In comments on state television late on Tuesday, Jammeh also condemned mediation by the West African regional bloc ECOWAS, which has been trying to persuade him to peacefully hand over power at the end of his mandate on January 18.
“I am not a coward. My right cannot be intimidated and violated. This is my position. Nobody can deprive me of that victory except the Almighty Allah,” said the president, who has been claiming that the election suffered from numerous irregularities.
Jammeh initially accepted the results of the December 1 election, in which Barrow was declared the winner, but reversed his position more than a week later and called for a revote.
His refusal to accept the results prompted political upheaval in the African country, bringing pressure from the international community on him to accept the result and step down. ECOWAS said last week that Jammeh must step down next month and vowed “to take all necessary action to enforce the results” of the election.
In his Tuesday remarks, Jammeh said, however, that meetings with ECOWAS mediators had been “a formality” and that he would not step down.

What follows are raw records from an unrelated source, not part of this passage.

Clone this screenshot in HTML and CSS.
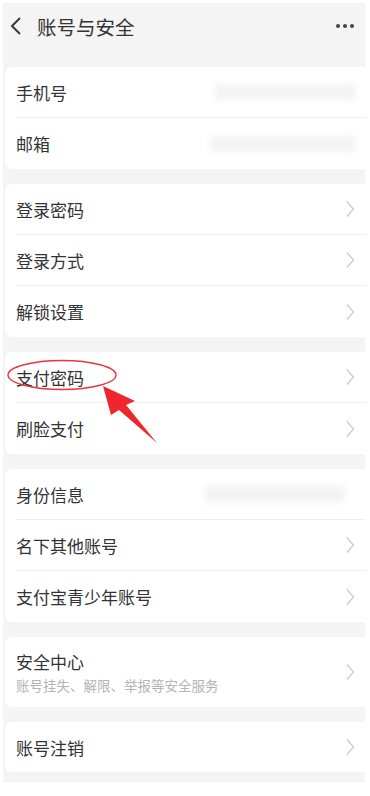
FILE: index.html
```html
<!DOCTYPE html>
<html lang="zh">
<head>
<meta charset="utf-8">
<link rel="stylesheet" href="styles.css">
</head>
<body>
<div class="screen">
  <header class="topbar">
    <svg class="back" width="14" height="20" viewBox="0 0 14 20"><path d="M11 2 L3 10 L11 18" fill="none" stroke="#3a3a3a" stroke-width="2"/></svg>
    <span class="title">账号与安全</span>
    <span class="more"><i></i><i></i><i></i></span>
  </header>
  <main class="list">
    <section class="card">
      <div class="row"><span class="label">手机号</span><span class="blur wide"></span></div>
      <div class="row"><span class="label">邮箱</span><span class="blur wider"></span></div>
    </section>
    <section class="card">
      <div class="row"><span class="label">登录密码</span><svg class="chev" width="9" height="18" viewBox="0 0 9 18"><path d="M1 1.5 L7.5 9 L1 16.5" fill="none" stroke="#cccccc" stroke-width="1.3"/></svg></div>
      <div class="row"><span class="label">登录方式</span><svg class="chev" width="9" height="18" viewBox="0 0 9 18"><path d="M1 1.5 L7.5 9 L1 16.5" fill="none" stroke="#cccccc" stroke-width="1.3"/></svg></div>
      <div class="row"><span class="label">解锁设置</span><svg class="chev" width="9" height="18" viewBox="0 0 9 18"><path d="M1 1.5 L7.5 9 L1 16.5" fill="none" stroke="#cccccc" stroke-width="1.3"/></svg></div>
    </section>
    <section class="card">
      <div class="row"><span class="label">支付密码</span><svg class="chev" width="9" height="18" viewBox="0 0 9 18"><path d="M1 1.5 L7.5 9 L1 16.5" fill="none" stroke="#cccccc" stroke-width="1.3"/></svg></div>
      <div class="row"><span class="label">刷脸支付</span><svg class="chev" width="9" height="18" viewBox="0 0 9 18"><path d="M1 1.5 L7.5 9 L1 16.5" fill="none" stroke="#cccccc" stroke-width="1.3"/></svg></div>
    </section>
    <section class="card">
      <div class="row"><span class="label">身份信息</span><span class="blur id"></span></div>
      <div class="row"><span class="label">名下其他账号</span><svg class="chev" width="9" height="18" viewBox="0 0 9 18"><path d="M1 1.5 L7.5 9 L1 16.5" fill="none" stroke="#cccccc" stroke-width="1.3"/></svg></div>
      <div class="row"><span class="label">支付宝青少年账号</span><svg class="chev" width="9" height="18" viewBox="0 0 9 18"><path d="M1 1.5 L7.5 9 L1 16.5" fill="none" stroke="#cccccc" stroke-width="1.3"/></svg></div>
    </section>
    <section class="card">
      <div class="row tall"><span class="stack"><span class="label">安全中心</span><span class="sub">账号挂失、解限、举报等安全服务</span></span><svg class="chev" width="9" height="18" viewBox="0 0 9 18"><path d="M1 1.5 L7.5 9 L1 16.5" fill="none" stroke="#cccccc" stroke-width="1.3"/></svg></div>
    </section>
    <section class="card">
      <div class="row short"><span class="label">账号注销</span><svg class="chev" width="9" height="18" viewBox="0 0 9 18"><path d="M1 1.5 L7.5 9 L1 16.5" fill="none" stroke="#cccccc" stroke-width="1.3"/></svg></div>
    </section>
    <section class="card stub"></section>
  </main>
  <svg class="mark" width="370" height="460" viewBox="0 0 370 460">
    <ellipse cx="62" cy="375" rx="54" ry="14.5" fill="none" stroke="#e8353b" stroke-width="1.4"/>
    <polygon points="103,386 135,401 126,405 157,443 119,410 111,415" fill="#f0262e"/>
  </svg>
</div>
</body>
</html>
```
FILE: styles.css
```css
html, body {
  margin: 0;
  padding: 0;
  background: #ffffff;
}
body {
  width: 370px;
  height: 796px;
  overflow: hidden;
  font-family: "Noto Sans CJK SC", "Noto Sans", sans-serif;
  color: #333333;
  position: relative;
}
.screen {
  margin: 3px 5px 0 3px;
  background: #f4f4f4;
  height: 779px;
  overflow: hidden;
}
.topbar {
  height: 46px;
  display: flex;
  align-items: center;
  padding-left: 6px;
  padding-right: 8px;
}
.back {
  display: block;
}
.title {
  margin-left: 14px;
  font-size: 19.5px;
  color: #333;
}
.more {
  margin-left: auto;
  display: flex;
  gap: 3px;
  padding-right: 3px;
}
.more i {
  width: 4px;
  height: 4px;
  border-radius: 50%;
  background: #444;
}
.list {
  padding-top: 18px;
  display: flex;
  flex-direction: column;
  gap: 15px;
  margin-left: 2px;
  margin-right: -5px;
}
.card {
  background: #ffffff;
  border-radius: 7px;
  padding-left: 11px;
}
.row {
  height: 51px;
  display: flex;
  align-items: center;
  padding-right: 15px;
  border-bottom: 1px solid #eeeeee;
  box-sizing: border-box;
}
.row:last-child {
  border-bottom: none;
}
.row.tall {
  height: 70px;
}
.row.short {
  height: 50px;
}
.label {
  font-size: 17px;
  color: #333333;
}
.stack {
  display: flex;
  flex-direction: column;
  gap: 1px;
}
.sub {
  font-size: 13.5px;
  color: #b4b4b4;
}
.chev {
  margin-left: auto;
  display: block;
}
.blur {
  margin-left: auto;
  height: 16px;
  background: #f3f3f3;
  filter: blur(3px);
}
.blur.wide { width: 140px; }
.blur.wider { width: 145px; }
.blur.id { width: 140px; margin-right: 10px; }
.stub {
  height: 40px;
}
.mark {
  position: absolute;
  left: 0;
  top: 0;
  height: 460px;
  pointer-events: none;
}
```
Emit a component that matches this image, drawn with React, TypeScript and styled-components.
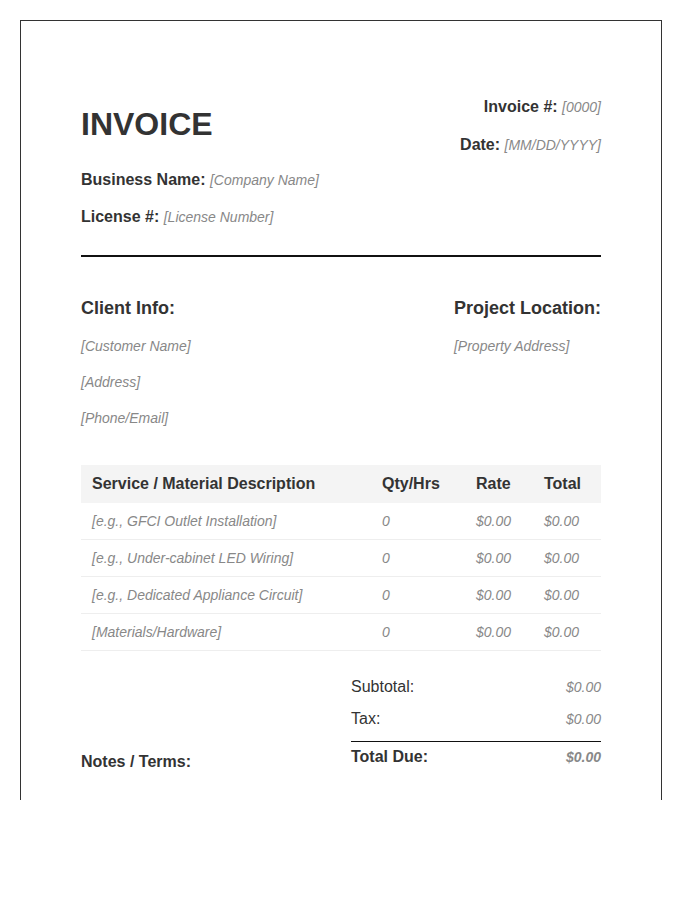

His latest refusal is likely to stoke further tensions in the country, where the military has already been deployed to civilian sites, such as the election commission headquarters, in a show of force by the incumbent.
Halifa Sallah, a spokesman for the opposition, later on Tuesday said that Jammeh would not be prosecuted for his refusal to accept the election results if he ultimately decided to allow a peaceful transition.
“President-elect Barrow says he is going to treat outgoing President Yahya Jammeh like a former head of state and would consult him for advice,” Sallah said. He had formerly said that Jammeh had no constitutional mandate to remain in office beyond January, warning that, “Any president who loses constitutional legitimacy becomes a rebel.”
The United States, the United Nations Security Council and international organizations have also called for a peaceful transition of power.
President Francois Hollande of France, a former colonizer of African states, also said on Tuesday that the results of the polls were “indisputable” and that Barrow “must be installed as soon as possible.”
Jammeh seized power in a military coup in 1994 and has been in power ever since. He has long been under fire for by human rights groups, who accuse him of torturing, imprisoning, or even sometimes killing his opponents.